━━ Data lines ━━
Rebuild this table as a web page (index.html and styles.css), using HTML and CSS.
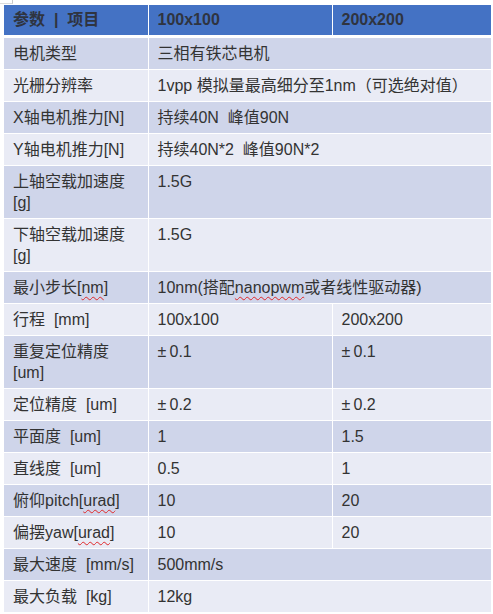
FILE: index.html
```html
<!DOCTYPE html>
<html lang="zh">
<head>
<meta charset="utf-8">
<link rel="stylesheet" href="styles.css">
</head>
<body>
<div class="mark"></div>
<table class="spec">
  <colgroup>
    <col class="c1"><col class="c2"><col class="c3">
  </colgroup>
  <thead>
    <tr><th>参数&nbsp; |&nbsp; 项目</th><th>100x100</th><th>200x200</th></tr>
  </thead>
  <tbody>
    <tr class="dk"><td>电机类型</td><td colspan="2">三相有铁芯电机</td></tr>
    <tr class="lt"><td>光栅分辨率</td><td colspan="2">1vpp 模拟量最高细分至1nm（可选绝对值）</td></tr>
    <tr class="dk"><td>X轴电机推力[N]</td><td colspan="2">持续40N&nbsp; 峰值90N</td></tr>
    <tr class="lt"><td>Y轴电机推力[N]</td><td colspan="2">持续40N*2&nbsp; 峰值90N*2</td></tr>
    <tr class="dk"><td>上轴空载加速度<br>[g]</td><td colspan="2">1.5G</td></tr>
    <tr class="lt"><td>下轴空载加速度<br>[g]</td><td colspan="2">1.5G</td></tr>
    <tr class="dk"><td>最小步长[<span class="sq">nm</span>]</td><td colspan="2">10nm(搭配<span class="sq">nanopwm</span>或者线性驱动器)</td></tr>
    <tr class="lt"><td>行程&nbsp; [mm]</td><td>100x100</td><td>200x200</td></tr>
    <tr class="dk"><td>重复定位精度<br>[um]</td><td>±&#8201;0.1</td><td>±&#8201;0.1</td></tr>
    <tr class="lt"><td>定位精度&nbsp; [um]</td><td>±&#8201;0.2</td><td>±&#8201;0.2</td></tr>
    <tr class="dk"><td>平面度&nbsp; [um]</td><td>1</td><td>1.5</td></tr>
    <tr class="lt"><td>直线度&nbsp; [um]</td><td>0.5</td><td>1</td></tr>
    <tr class="dk"><td>俯仰pitch[<span class="sq">urad</span>]</td><td>10</td><td>20</td></tr>
    <tr class="lt"><td>偏摆yaw[<span class="sq">urad</span>]</td><td>10</td><td>20</td></tr>
    <tr class="dk"><td>最大速度&nbsp; [mm/s]</td><td colspan="2">500mm/s</td></tr>
    <tr class="lt"><td>最大负载&nbsp; [kg]</td><td colspan="2">12kg</td></tr>
  </tbody>
</table>
</body>
</html>
```
FILE: styles.css
```css
html, body {
  margin: 0;
  padding: 0;
  background: #ffffff;
}
body {
  font-family: "Liberation Sans", Arial, "Noto Sans CJK SC", sans-serif;
  font-size: 16px;
  color: #333333;
}
.mark {
  width: 13px;
  height: 4px;
  border-right: 1px solid #c8c8c8;
  border-bottom: 1px solid #dcdcdc;
  box-sizing: border-box;
}
.spec {
  margin: 1px 0 0 4px;
  width: 487px;
  border-collapse: collapse;
  table-layout: fixed;
}
.c1 { width: 144px; }
.c2 { width: 184px; }
.c3 { width: 159px; }
.spec th, .spec td {
  border: 1px solid #ffffff;
  text-align: left;
  vertical-align: top;
  line-height: 21px;
  padding: 5px 9px;
  font-weight: normal;
}
.spec thead th {
  background: #4472c4;
  color: #2f3440;
  font-weight: bold;
  height: 30px;
  line-height: 20px;
  padding: 5px 9px;
  box-sizing: border-box;
  border-top: 0;
  border-bottom: 3px solid #ffffff;
  vertical-align: middle;
}
.spec thead th:first-child { border-left: 0; }
.spec td:first-child { border-left: 0; }
.spec td:last-child, .spec th:last-child { border-right: 0; }
.dk td { background: #cfd5ea; }
.lt td { background: #e9ebf5; }
.sq {
  text-decoration: underline wavy #e0282a;
  text-decoration-thickness: 1px;
  text-underline-offset: 3px;
}
```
━━━
## Aim
Every line above should be returned word for word, with the pictures left behind.

## In response
Rebuild this table as a web page (index.html and styles.css), using HTML and CSS.
FILE: index.html
```html
<!DOCTYPE html>
<html lang="zh">
<head>
<meta charset="utf-8">
<link rel="stylesheet" href="styles.css">
</head>
<body>
<div class="mark"></div>
<table class="spec">
  <colgroup>
    <col class="c1"><col class="c2"><col class="c3">
  </colgroup>
  <thead>
    <tr><th>参数&nbsp; |&nbsp; 项目</th><th>100x100</th><th>200x200</th></tr>
  </thead>
  <tbody>
    <tr class="dk"><td>电机类型</td><td colspan="2">三相有铁芯电机</td></tr>
    <tr class="lt"><td>光栅分辨率</td><td colspan="2">1vpp 模拟量最高细分至1nm（可选绝对值）</td></tr>
    <tr class="dk"><td>X轴电机推力[N]</td><td colspan="2">持续40N&nbsp; 峰值90N</td></tr>
    <tr class="lt"><td>Y轴电机推力[N]</td><td colspan="2">持续40N*2&nbsp; 峰值90N*2</td></tr>
    <tr class="dk"><td>上轴空载加速度<br>[g]</td><td colspan="2">1.5G</td></tr>
    <tr class="lt"><td>下轴空载加速度<br>[g]</td><td colspan="2">1.5G</td></tr>
    <tr class="dk"><td>最小步长[<span class="sq">nm</span>]</td><td colspan="2">10nm(搭配<span class="sq">nanopwm</span>或者线性驱动器)</td></tr>
    <tr class="lt"><td>行程&nbsp; [mm]</td><td>100x100</td><td>200x200</td></tr>
    <tr class="dk"><td>重复定位精度<br>[um]</td><td>±&#8201;0.1</td><td>±&#8201;0.1</td></tr>
    <tr class="lt"><td>定位精度&nbsp; [um]</td><td>±&#8201;0.2</td><td>±&#8201;0.2</td></tr>
    <tr class="dk"><td>平面度&nbsp; [um]</td><td>1</td><td>1.5</td></tr>
    <tr class="lt"><td>直线度&nbsp; [um]</td><td>0.5</td><td>1</td></tr>
    <tr class="dk"><td>俯仰pitch[<span class="sq">urad</span>]</td><td>10</td><td>20</td></tr>
    <tr class="lt"><td>偏摆yaw[<span class="sq">urad</span>]</td><td>10</td><td>20</td></tr>
    <tr class="dk"><td>最大速度&nbsp; [mm/s]</td><td colspan="2">500mm/s</td></tr>
    <tr class="lt"><td>最大负载&nbsp; [kg]</td><td colspan="2">12kg</td></tr>
  </tbody>
</table>
</body>
</html>
```
FILE: styles.css
```css
html, body {
  margin: 0;
  padding: 0;
  background: #ffffff;
}
body {
  font-family: "Liberation Sans", Arial, "Noto Sans CJK SC", sans-serif;
  font-size: 16px;
  color: #333333;
}
.mark {
  width: 13px;
  height: 4px;
  border-right: 1px solid #c8c8c8;
  border-bottom: 1px solid #dcdcdc;
  box-sizing: border-box;
}
.spec {
  margin: 1px 0 0 4px;
  width: 487px;
  border-collapse: collapse;
  table-layout: fixed;
}
.c1 { width: 144px; }
.c2 { width: 184px; }
.c3 { width: 159px; }
.spec th, .spec td {
  border: 1px solid #ffffff;
  text-align: left;
  vertical-align: top;
  line-height: 21px;
  padding: 5px 9px;
  font-weight: normal;
}
.spec thead th {
  background: #4472c4;
  color: #2f3440;
  font-weight: bold;
  height: 30px;
  line-height: 20px;
  padding: 5px 9px;
  box-sizing: border-box;
  border-top: 0;
  border-bottom: 3px solid #ffffff;
  vertical-align: middle;
}
.spec thead th:first-child { border-left: 0; }
.spec td:first-child { border-left: 0; }
.spec td:last-child, .spec th:last-child { border-right: 0; }
.dk td { background: #cfd5ea; }
.lt td { background: #e9ebf5; }
.sq {
  text-decoration: underline wavy #e0282a;
  text-decoration-thickness: 1px;
  text-underline-offset: 3px;
}
```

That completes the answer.